In one of the movie’s party scenes, Vic makes an attempt to show Melinda that he’s attractive to other women when he does something he almost never does at a party: He dances. And he asks Don’s wife Kelly to be his dance partner, as they twirl together and snuggle flirtatiously on the dance floor. Other people, including Melinda, notice the chemistry between Vic and Kelly. Predictably, Melinda gets jealous and tries to re-assert her status as the most desirable and sexiest woman in Vic’s life.

In addition to the superficiality of Vic and Melinda’s marriage, another aspect of “Deep Water” that makes it look phony is that the movie repeatedly tells viewers that Vic is supposed to be very rich, but Vic and Melinda apparently have no house servants, since no servants are ever seen working for this family. Melinda does the family’s cooking, which is not entirely unrealistic for someone of her marital wealth. However, Melinda being the family cook doesn’t ring true when Melinda comes across as a pampered trophy wife who can stay out all night and party with her lovers whenever she feels like it. It wouldn’t have that been hard to cast a few people as background extras to portray servants, since it’s hard to believe that Melinda and/or Vic do their own housecleaning and upkeep of their large home.

An underdeveloped characteristic of “Deep Water” that should have been explored in a more meaningful way is how some people tend to think that those who are wealthy are automatically better than people who aren’t wealthy. In the scene where Don meets Vic for the first time, Don impolitely tells Vic that Vic is probably the person most likely to have done something harmful to Martin. Grant, who is Vic’s most loyal friend, tries to diffuse the tension by smiling and saying: “The moral of the story is Vic is a genius. And he’s rich as fuck.”

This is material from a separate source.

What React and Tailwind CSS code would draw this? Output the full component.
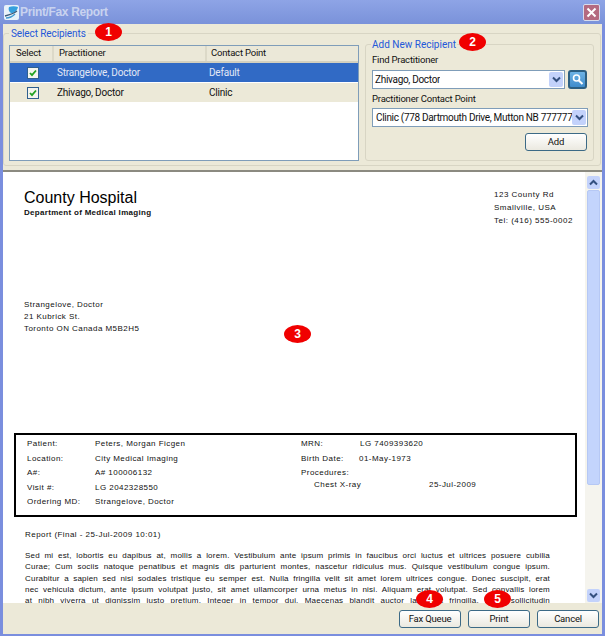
import React from 'react';

const Badge = ({ n, className }) => (
  <div className={`absolute w-[27px] h-[18px] rounded-[50%] bg-[#f00000] text-white text-[12px] font-bold flex items-center justify-center ${className}`}>
    {n}
  </div>
);

const Chevron = () => (
  <svg width="9" height="7" viewBox="0 0 9 7" fill="none">
    <path d="M1 1.5 L4.5 5 L8 1.5" stroke="#34507f" strokeWidth="2" />
  </svg>
);

const Combo = ({ text, className, textClass = 'tracking-[-0.3px]' }) => (
  <div className={`h-[19px] bg-white border border-[#7f9db9] flex items-center justify-between pl-[2px] pr-[1px] ${className}`}>
    <span className={`text-[10px] text-[#111] whitespace-nowrap overflow-hidden font-['Roboto',sans-serif] ${textClass}`}>{text}</span>
    <div className="w-[14px] h-[15px] shrink-0 rounded-[2px] bg-[#c3d2fb] flex items-center justify-center">
      <Chevron />
    </div>
  </div>
);

const XpButton = ({ label, className }) => (
  <button className={`h-[18px] rounded-[3px] border border-[#3c6a86] bg-gradient-to-b from-white to-[#ebe9e0] text-[9.5px] tracking-[-0.2px] text-[#111] font-['Roboto',sans-serif] ${className}`}>
    {label}
  </button>
);

const Check = () => (
  <div className="w-[12px] h-[12px] border border-[#2f5f8f] bg-[#f4f4ee] flex items-center justify-center">
    <svg width="8" height="8" viewBox="0 0 8 8" fill="none">
      <path d="M1 4 L3 6.2 L7 1.5" stroke="#21a121" strokeWidth="1.8" />
    </svg>
  </div>
);

const Row = ({ name, point, selected }) => (
  <div className={`h-[19px] flex items-center text-[10px] tracking-[-0.2px] ${selected ? 'bg-[#316ac5] text-[#e3e8f5]' : 'bg-[#ece9d8] text-[#111]'}`}>
    <div className="w-[47px] pl-[17px]"><Check /></div>
    <div className="w-[152px]">{name}</div>
    <div>{point}</div>
  </div>
);

const Field = ({ label, value, valueClass = 'w-[68px]' }) => (
  <div className="h-[14.5px] flex items-center">
    <span className={valueClass}>{label}</span>
    <span>{value}</span>
  </div>
);

const bodyLines = [
  'Sed mi est, lobortis eu dapibus at, mollis a lorem. Vestibulum ante ipsum primis in faucibus orci luctus et ultrices posuere cubilia',
  'Curae; Cum sociis natoque penatibus et magnis dis parturient montes, nascetur ridiculus mus. Quisque vestibulum congue ipsum.',
  'Curabitur a sapien sed nisi sodales tristique eu semper est. Nulla fringilla velit sit amet lorem ultrices congue. Donec suscipit, erat',
  'nec vehicula dictum, ante ipsum volutpat justo, sit amet ullamcorper urna metus in nisi. Aliquam erat volutpat. Sed convallis lorem',
  'at nibh viverra ut dignissim justo pretium. Integer in tempor dui. Maecenas blandit auctor lacus at fringilla. Nunc sollicitudin',
];

export default function App() {
  return (
    <div className="relative w-[605px] h-[636px] overflow-hidden flex flex-col bg-[#7a8ede] font-['Liberation_Sans',sans-serif]">
      {/* title bar */}
      <div className="h-[24px] shrink-0 bg-gradient-to-b from-[#8ea4e6] to-[#7a92da] flex items-center pl-[4px] pr-[5px]">
        <svg width="15" height="15" viewBox="0 0 15 15">
          <rect width="15" height="15" rx="2" fill="#e8f2fa" />
          <path d="M5 2 C8 1 11 1 14 2 C13 6 10 8 7 8 C5 7 4 4 5 2 Z" fill="#35a0dd" />
          <path d="M1 11 C5 10 9 9 13 6" stroke="#3c5a78" strokeWidth="1.4" fill="none" />
          <path d="M2 13 C6 13 9 11 11 9" stroke="#3f9ad0" strokeWidth="1.4" fill="none" />
        </svg>
        <span className="ml-[1px] text-[12px] font-bold text-[#c9d3ef] tracking-[-0.35px]">Print/Fax Report</span>
        <div className="ml-auto w-[17px] h-[17px] rounded-[2px] border border-[#d8dcec] bg-[#b46a80] flex items-center justify-center">
          <svg width="11" height="11" viewBox="0 0 11 11">
            <path d="M1.5 1.5 L9.5 9.5 M9.5 1.5 L1.5 9.5" stroke="#fff" strokeWidth="2" />
          </svg>
        </div>
      </div>

      <div className="flex-1 min-h-0 mx-[3px] mb-[2px] flex flex-col bg-[#ece9d8]">
        {/* recipients */}
        <div className="h-[148px] shrink-0 pt-[9px] border-b-2 border-[#8b8a80] font-['Roboto',sans-serif]">
          <div className="relative h-[133px] mr-[1px] border border-[#d8d5c4] rounded-[3px] flex pl-[5px] pt-[11px] pr-[6px]">
            <span className="absolute left-[5px] top-[-7px] px-[2px] bg-[#ece9d8] text-[10px] leading-[13px] tracking-[-0.1px] text-[#2458d8]">Select Recipients</span>

            <div className="w-[350px] h-[116px] border border-[#7f9db9] bg-white">
              <div className="h-[17px] flex items-center text-[9.5px] tracking-[-0.2px] text-[#111] bg-[#ebe8d8] border-b-2 border-[#d3d0bf]">
                <div className="w-[44px] pl-[6px] border-r-2 border-[#dcd9c8]">Select</div>
                <div className="w-[153px] pl-[5px] border-r-2 border-[#dcd9c8]">Practitioner</div>
                <div className="pl-[4px]">Contact Point</div>
              </div>
              <Row name="Strangelove, Doctor" point="Default" selected />
              <div className="h-[1px]" />
              <Row name="Zhivago, Doctor" point="Clinic" />
            </div>

            <div className="relative ml-[6px] mt-[-1px] w-[229px] h-[117px] border border-[#d8d5c4] rounded-[3px] px-[6px] pt-[8px]">
              <span className="absolute left-[5px] top-[-7px] px-[1px] bg-[#ece9d8] text-[10px] leading-[14px] text-[#2458d8]">Add New Recipient</span>
              <div className="text-[9.5px] tracking-[-0.2px] leading-[14px] text-[#111]">Find Practitioner</div>
              <div className="mt-[3px] flex items-center gap-[3px]">
                <Combo text="Zhivago, Doctor" className="w-[194px]" />
                <div className="w-[19px] h-[19px] rounded-[3px] border-2 border-[#2c5f82] bg-gradient-to-b from-[#6db3e6] to-[#3f8ccb] flex items-center justify-center">
                  <svg width="13" height="13" viewBox="0 0 13 13" fill="none">
                    <circle cx="5.5" cy="5" r="3" stroke="#fff" strokeWidth="1.6" />
                    <path d="M7.8 7.5 L11.5 11" stroke="#fff" strokeWidth="2" />
                  </svg>
                </div>
              </div>
              <div className="mt-[3px] text-[9.5px] tracking-[-0.2px] leading-[14px] text-[#111]">Practitioner Contact Point</div>
              <Combo text="Clinic (778 Dartmouth Drive, Mutton NB 777777" textClass="tracking-[-0.32px]" className="mt-[2px] w-[216px] pl-[3px]" />
              <div className="mt-[6px] flex justify-end">
                <XpButton label="Add" className="w-[62px]" />
              </div>
            </div>
          </div>
        </div>

        {/* report and scrollbar */}
        <div className="flex-1 min-h-0 flex bg-white">
          <div className="flex-1 min-w-0 overflow-hidden pl-[11px] pr-[7px] pt-[15px] text-[8px] text-[#111] tracking-[0.45px]">
            <div className="flex justify-between pl-[10px] pr-[3px]">
              <div className="pt-[1px]">
                <div className="text-[16px] leading-[20px] tracking-normal text-black">County Hospital</div>
                <div className="font-bold leading-[10px] tracking-[0.3px]">Department of Medical Imaging</div>
              </div>
              <div className="leading-[13px] pt-[1px] w-[81px] tracking-[0.5px]">
                <div>123 County Rd</div>
                <div>Smallville, USA</div>
                <div>Tel: (416) 555-0002</div>
              </div>
            </div>

            <div className="mt-[72px] ml-[10px] leading-[12px]">
              <div>Strangelove, Doctor</div>
              <div>21 Kubrick St.</div>
              <div>Toronto ON Canada M5B2H5</div>
            </div>

            <div className="mt-[98px] h-[84px] w-[563px] border-2 border-black flex pl-[11px] pt-[2px]">
              <div className="w-[274px]">
                <Field label="Patient:" value="Peters, Morgan Ficgen" />
                <Field label="Location:" value="City Medical Imaging" />
                <Field label="A#:" value="A# 100006132" />
                <Field label="Visit #:" value="LG 2042328550" />
                <Field label="Ordering MD:" value="Strangelove, Doctor" />
              </div>
              <div>
                <Field label="MRN:" value="LG 7409393620" valueClass="w-[59px]" />
                <Field label="Birth Date:" value="01-May-1973" valueClass="w-[58px]" />
                <Field label="Procedures:" value="" />
                <div className="h-[12px] -mt-[2px] flex items-center pl-[13px]">
                  <span className="w-[115px]">Chest X-ray</span>
                  <span>25-Jul-2009</span>
                </div>
              </div>
            </div>

            <div className="mt-[12px] ml-[11px] leading-[12px]">Report (Final - 25-Jul-2009 10:01)</div>

            <div className="mt-[9px] ml-[11px] w-[525px]">
              {bodyLines.map((line) => (
                <div key={line} className="h-[11.3px] leading-[11.3px] whitespace-nowrap [text-align-last:justify] tracking-[0.2px] font-medium">{line}</div>
              ))}
            </div>
          </div>

          <div className="w-[17px] shrink-0 bg-[#f5f4ee] flex flex-col items-center pt-[4px] pb-[1px]">
            <div className="w-[13px] h-[13px] rounded-[2px] bg-[#c3d2fb] flex items-center justify-center rotate-180"><Chevron /></div>
            <div className="mt-[1px] w-[13px] h-[295px] rounded-[2px] bg-[#c3d4fc] border border-[#b6c8f4]" />
            <div className="mt-auto w-[13px] h-[13px] rounded-[2px] bg-[#c3d2fb] flex items-center justify-center"><Chevron /></div>
          </div>
        </div>

        {/* buttons */}
        <div className="h-[31px] shrink-0 flex items-start justify-end gap-[7px] pt-[7px] pr-[3px]">
          <XpButton label="Fax Queue" className="w-[62px]" />
          <XpButton label="Print" className="w-[62px]" />
          <XpButton label="Cancel" className="w-[62px]" />
        </div>
      </div>

      <Badge n="1" className="left-[95px] top-[23px]" />
      <Badge n="2" className="left-[459px] top-[33px]" />
      <Badge n="3" className="left-[284px] top-[325px]" />
      <Badge n="4" className="left-[416px] top-[590px]" />
      <Badge n="5" className="left-[484px] top-[590px]" />
    </div>
  );
}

Grant’s comment is a reflection of how some people think that being smart and wealthy is the equivalent of being a “good person,” without taking into account that being a “good person” has nothing to do with how much intelligence or money someone has. This false equivalence is a huge dismissal of core values that define people’s true characters and personalities. “Deep Water” seems to make a half-hearted attempt to show how some people are more likely to excuse or overlook bad conduct from someone who is intelligent and rich, but the movie ultimately takes the lazy route by just going for cheap thrills that have been in similar movies.

There’s nothing inherently wrong with the cast members’ performances, but there’s nothing that will make viewers feel any real emotional connection to any of these characters. Affleck and de Armas, regardless of their real-life romantic relationship while filming this movie, don’t have much that’s compelling about how they portray Vic and Melinda. After all, Affleck has played many privileged jerks on screen, while de Armas often has the role of a character who uses sex or sex appeal to get what she wants.

A chase scene toward the end of “Deep Water” is extremely hokey and not very believable. “Deep Water” was already paddling around in a sea of mediocrity for most of the movie. But by the time the movie reaches its terrible ending, it ruins any chances that “Deep Water” could have been a “guilty pleasure” thriller.

Hulu will premiere “Deep Water” on March 18, 2022.